* Description of the task *
Print exactly the lines from the first one down to the line containing "const toPixels = (minutes)", both ends included, with no pictures and nothing else.

* Dataset excerpt *
########

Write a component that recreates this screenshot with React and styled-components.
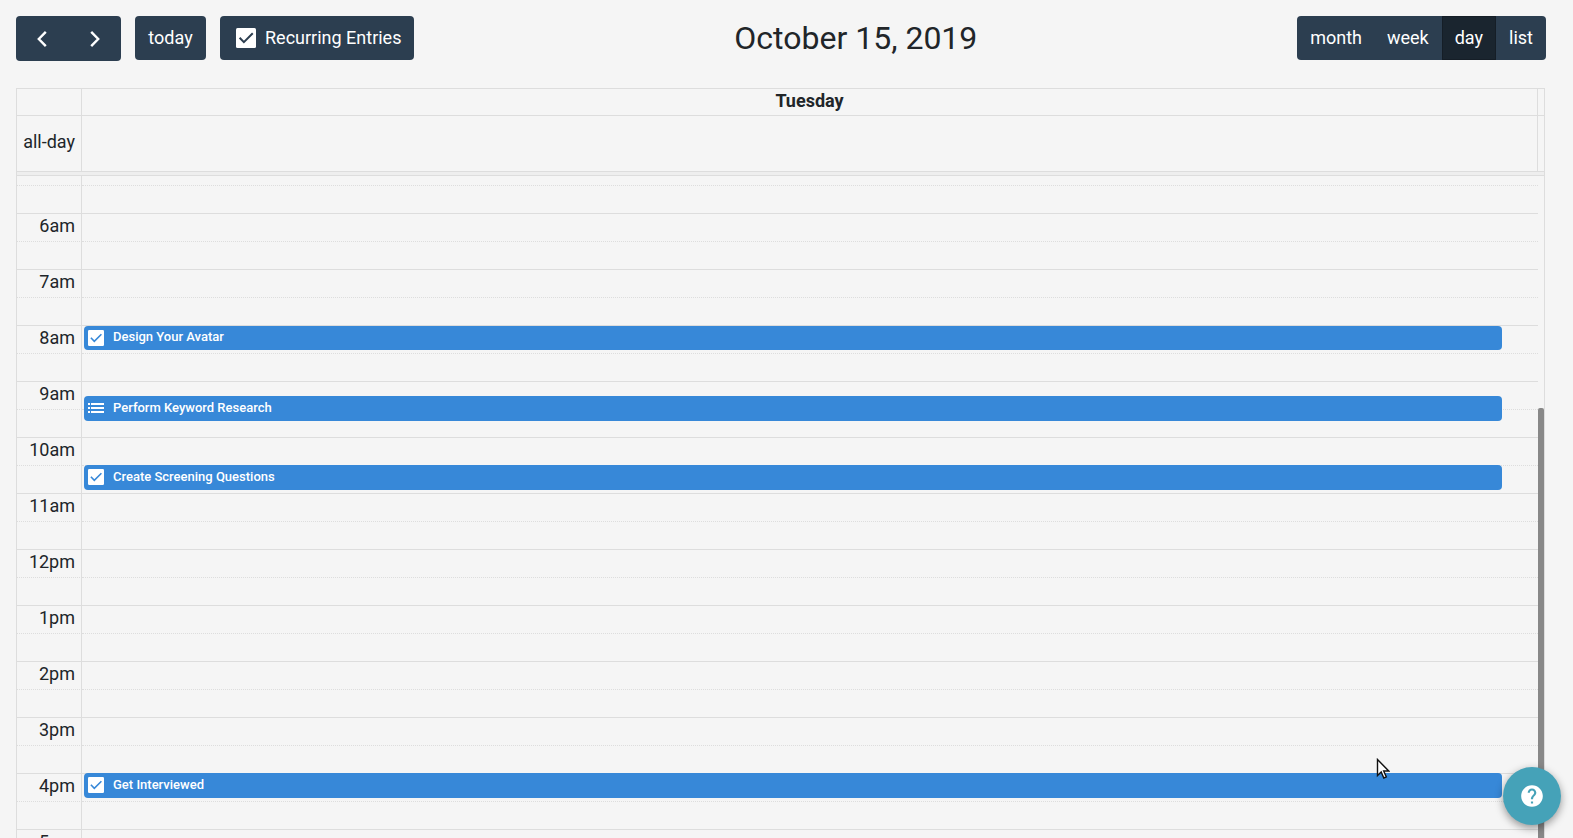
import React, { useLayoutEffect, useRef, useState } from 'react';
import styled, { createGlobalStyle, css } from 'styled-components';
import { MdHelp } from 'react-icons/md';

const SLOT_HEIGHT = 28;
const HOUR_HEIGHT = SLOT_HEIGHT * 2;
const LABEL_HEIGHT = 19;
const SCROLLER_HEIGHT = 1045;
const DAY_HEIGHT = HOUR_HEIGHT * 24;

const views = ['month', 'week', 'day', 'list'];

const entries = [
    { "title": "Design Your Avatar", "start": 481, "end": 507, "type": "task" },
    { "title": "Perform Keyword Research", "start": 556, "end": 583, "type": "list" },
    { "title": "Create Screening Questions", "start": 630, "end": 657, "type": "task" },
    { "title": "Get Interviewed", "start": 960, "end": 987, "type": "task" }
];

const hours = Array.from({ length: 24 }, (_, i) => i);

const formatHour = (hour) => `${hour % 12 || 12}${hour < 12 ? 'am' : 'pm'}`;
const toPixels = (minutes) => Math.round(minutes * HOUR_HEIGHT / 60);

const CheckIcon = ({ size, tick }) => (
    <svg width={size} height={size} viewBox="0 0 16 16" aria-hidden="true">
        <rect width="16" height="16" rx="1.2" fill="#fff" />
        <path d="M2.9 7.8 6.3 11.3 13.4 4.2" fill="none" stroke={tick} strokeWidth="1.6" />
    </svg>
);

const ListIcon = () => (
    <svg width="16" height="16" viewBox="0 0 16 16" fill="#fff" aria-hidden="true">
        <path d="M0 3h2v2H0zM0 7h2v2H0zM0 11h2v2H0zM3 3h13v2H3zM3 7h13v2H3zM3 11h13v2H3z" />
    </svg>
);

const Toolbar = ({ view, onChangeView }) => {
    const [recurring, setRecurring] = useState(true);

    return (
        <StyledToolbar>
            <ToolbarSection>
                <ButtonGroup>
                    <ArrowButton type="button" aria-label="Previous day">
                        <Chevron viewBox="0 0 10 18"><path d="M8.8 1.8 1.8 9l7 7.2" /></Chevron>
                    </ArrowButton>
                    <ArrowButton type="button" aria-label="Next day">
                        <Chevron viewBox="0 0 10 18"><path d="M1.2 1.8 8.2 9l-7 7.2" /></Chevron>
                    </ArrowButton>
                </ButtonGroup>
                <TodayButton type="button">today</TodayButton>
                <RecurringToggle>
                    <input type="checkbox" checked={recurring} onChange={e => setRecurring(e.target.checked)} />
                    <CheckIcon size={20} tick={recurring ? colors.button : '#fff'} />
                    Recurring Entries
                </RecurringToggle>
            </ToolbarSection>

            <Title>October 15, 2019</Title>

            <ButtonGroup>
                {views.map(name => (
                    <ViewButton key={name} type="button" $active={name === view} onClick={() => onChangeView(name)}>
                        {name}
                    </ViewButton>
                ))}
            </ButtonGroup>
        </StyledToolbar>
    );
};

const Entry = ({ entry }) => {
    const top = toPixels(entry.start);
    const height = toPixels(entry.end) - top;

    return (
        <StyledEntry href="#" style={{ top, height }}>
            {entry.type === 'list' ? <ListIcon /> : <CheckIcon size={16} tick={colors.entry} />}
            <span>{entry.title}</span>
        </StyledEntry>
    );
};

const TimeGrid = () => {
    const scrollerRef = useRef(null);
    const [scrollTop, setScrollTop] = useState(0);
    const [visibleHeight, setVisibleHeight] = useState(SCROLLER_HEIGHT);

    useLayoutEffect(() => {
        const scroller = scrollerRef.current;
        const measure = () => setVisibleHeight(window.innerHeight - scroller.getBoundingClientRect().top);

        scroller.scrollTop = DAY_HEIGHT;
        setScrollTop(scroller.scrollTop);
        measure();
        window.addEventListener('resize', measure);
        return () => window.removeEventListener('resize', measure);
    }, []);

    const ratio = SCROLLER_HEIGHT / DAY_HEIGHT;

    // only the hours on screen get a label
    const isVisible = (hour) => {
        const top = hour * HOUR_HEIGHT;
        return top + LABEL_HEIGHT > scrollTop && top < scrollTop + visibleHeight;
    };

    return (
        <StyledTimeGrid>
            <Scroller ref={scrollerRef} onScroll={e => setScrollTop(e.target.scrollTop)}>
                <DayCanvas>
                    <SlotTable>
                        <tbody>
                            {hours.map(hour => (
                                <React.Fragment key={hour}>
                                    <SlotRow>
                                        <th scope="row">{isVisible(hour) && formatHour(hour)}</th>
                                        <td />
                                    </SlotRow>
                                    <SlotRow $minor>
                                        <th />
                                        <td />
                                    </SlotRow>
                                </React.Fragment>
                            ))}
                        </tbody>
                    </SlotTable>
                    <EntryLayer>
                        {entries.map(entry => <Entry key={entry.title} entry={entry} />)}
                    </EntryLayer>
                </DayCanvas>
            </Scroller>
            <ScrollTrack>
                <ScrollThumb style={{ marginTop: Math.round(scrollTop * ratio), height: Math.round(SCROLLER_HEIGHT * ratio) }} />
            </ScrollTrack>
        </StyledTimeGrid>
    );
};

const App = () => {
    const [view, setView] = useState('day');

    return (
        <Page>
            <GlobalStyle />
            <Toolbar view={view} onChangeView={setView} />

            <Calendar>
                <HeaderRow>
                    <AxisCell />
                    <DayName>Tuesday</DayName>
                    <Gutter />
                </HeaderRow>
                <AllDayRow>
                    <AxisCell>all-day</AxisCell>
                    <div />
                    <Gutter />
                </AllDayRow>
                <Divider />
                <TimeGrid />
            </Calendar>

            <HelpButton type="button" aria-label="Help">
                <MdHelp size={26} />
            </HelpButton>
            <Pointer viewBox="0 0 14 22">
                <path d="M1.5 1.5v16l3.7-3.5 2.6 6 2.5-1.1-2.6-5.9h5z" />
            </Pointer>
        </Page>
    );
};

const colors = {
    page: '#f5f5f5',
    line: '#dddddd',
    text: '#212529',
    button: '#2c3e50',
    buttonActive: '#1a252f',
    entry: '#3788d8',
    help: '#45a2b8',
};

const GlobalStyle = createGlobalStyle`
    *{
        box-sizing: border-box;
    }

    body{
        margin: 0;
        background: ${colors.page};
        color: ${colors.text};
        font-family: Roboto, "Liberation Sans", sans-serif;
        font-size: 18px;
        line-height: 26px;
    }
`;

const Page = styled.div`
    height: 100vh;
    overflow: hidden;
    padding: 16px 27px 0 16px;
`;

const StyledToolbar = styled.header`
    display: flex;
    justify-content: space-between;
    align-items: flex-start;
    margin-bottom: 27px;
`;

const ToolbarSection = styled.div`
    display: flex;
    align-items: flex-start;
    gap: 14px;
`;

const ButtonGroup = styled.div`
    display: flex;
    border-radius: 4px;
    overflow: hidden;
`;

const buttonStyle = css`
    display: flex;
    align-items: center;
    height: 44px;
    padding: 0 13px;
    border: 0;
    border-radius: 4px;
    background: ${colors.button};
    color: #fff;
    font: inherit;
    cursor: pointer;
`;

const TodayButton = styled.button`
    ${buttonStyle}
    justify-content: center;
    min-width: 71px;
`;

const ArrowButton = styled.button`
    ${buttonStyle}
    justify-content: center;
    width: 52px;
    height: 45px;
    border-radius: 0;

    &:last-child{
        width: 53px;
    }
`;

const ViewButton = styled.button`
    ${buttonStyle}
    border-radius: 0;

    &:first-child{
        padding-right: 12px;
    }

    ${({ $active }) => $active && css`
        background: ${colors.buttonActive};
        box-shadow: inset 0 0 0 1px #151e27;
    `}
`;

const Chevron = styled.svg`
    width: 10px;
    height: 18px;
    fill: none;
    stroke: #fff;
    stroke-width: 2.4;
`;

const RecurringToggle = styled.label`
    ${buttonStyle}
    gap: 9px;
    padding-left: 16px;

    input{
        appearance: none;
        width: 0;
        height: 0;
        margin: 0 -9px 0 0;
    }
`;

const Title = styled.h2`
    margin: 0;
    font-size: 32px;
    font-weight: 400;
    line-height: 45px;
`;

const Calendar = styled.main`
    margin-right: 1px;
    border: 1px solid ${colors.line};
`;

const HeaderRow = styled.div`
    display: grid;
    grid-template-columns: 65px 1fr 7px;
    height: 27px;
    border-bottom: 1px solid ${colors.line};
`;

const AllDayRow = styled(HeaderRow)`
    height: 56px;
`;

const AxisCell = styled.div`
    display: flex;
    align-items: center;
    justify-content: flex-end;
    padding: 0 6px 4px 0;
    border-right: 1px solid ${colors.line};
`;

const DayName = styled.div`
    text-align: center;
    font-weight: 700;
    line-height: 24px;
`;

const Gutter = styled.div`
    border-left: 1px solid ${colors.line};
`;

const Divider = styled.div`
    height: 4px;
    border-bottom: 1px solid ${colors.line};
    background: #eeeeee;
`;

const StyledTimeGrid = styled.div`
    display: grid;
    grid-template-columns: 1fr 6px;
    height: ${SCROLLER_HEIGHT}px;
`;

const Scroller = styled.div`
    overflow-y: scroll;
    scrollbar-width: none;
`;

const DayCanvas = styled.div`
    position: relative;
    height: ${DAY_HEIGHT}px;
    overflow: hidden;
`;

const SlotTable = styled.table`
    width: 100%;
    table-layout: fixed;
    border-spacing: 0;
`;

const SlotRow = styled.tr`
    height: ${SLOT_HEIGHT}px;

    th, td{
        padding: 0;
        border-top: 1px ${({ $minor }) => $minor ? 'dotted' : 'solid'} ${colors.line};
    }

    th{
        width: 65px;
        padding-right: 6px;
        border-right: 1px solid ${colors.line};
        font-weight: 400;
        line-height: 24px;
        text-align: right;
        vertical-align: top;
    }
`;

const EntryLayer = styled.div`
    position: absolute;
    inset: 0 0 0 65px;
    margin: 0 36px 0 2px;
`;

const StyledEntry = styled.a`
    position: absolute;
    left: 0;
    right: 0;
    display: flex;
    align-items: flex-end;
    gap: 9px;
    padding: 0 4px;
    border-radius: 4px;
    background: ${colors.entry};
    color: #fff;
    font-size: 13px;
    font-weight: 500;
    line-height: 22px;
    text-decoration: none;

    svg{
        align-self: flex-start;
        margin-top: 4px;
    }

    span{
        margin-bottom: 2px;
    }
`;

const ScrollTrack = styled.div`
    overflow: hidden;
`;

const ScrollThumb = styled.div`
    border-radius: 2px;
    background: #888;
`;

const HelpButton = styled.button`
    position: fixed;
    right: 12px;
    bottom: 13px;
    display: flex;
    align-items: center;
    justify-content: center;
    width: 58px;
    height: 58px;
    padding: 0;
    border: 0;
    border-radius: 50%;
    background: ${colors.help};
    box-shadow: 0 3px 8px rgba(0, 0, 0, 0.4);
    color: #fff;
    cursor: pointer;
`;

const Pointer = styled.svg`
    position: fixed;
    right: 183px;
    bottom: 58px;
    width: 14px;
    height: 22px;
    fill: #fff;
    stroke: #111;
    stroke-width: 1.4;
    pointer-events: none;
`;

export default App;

########

* The response *
Write a component that recreates this screenshot with React and styled-components.
import React, { useLayoutEffect, useRef, useState } from 'react';
import styled, { createGlobalStyle, css } from 'styled-components';
import { MdHelp } from 'react-icons/md';

const SLOT_HEIGHT = 28;
const HOUR_HEIGHT = SLOT_HEIGHT * 2;
const LABEL_HEIGHT = 19;
const SCROLLER_HEIGHT = 1045;
const DAY_HEIGHT = HOUR_HEIGHT * 24;

const views = ['month', 'week', 'day', 'list'];

const entries = [
    { "title": "Design Your Avatar", "start": 481, "end": 507, "type": "task" },
    { "title": "Perform Keyword Research", "start": 556, "end": 583, "type": "list" },
    { "title": "Create Screening Questions", "start": 630, "end": 657, "type": "task" },
    { "title": "Get Interviewed", "start": 960, "end": 987, "type": "task" }
];

const hours = Array.from({ length: 24 }, (_, i) => i);

const formatHour = (hour) => `${hour % 12 || 12}${hour < 12 ? 'am' : 'pm'}`;
const toPixels = (minutes) => Math.round(minutes * HOUR_HEIGHT / 60);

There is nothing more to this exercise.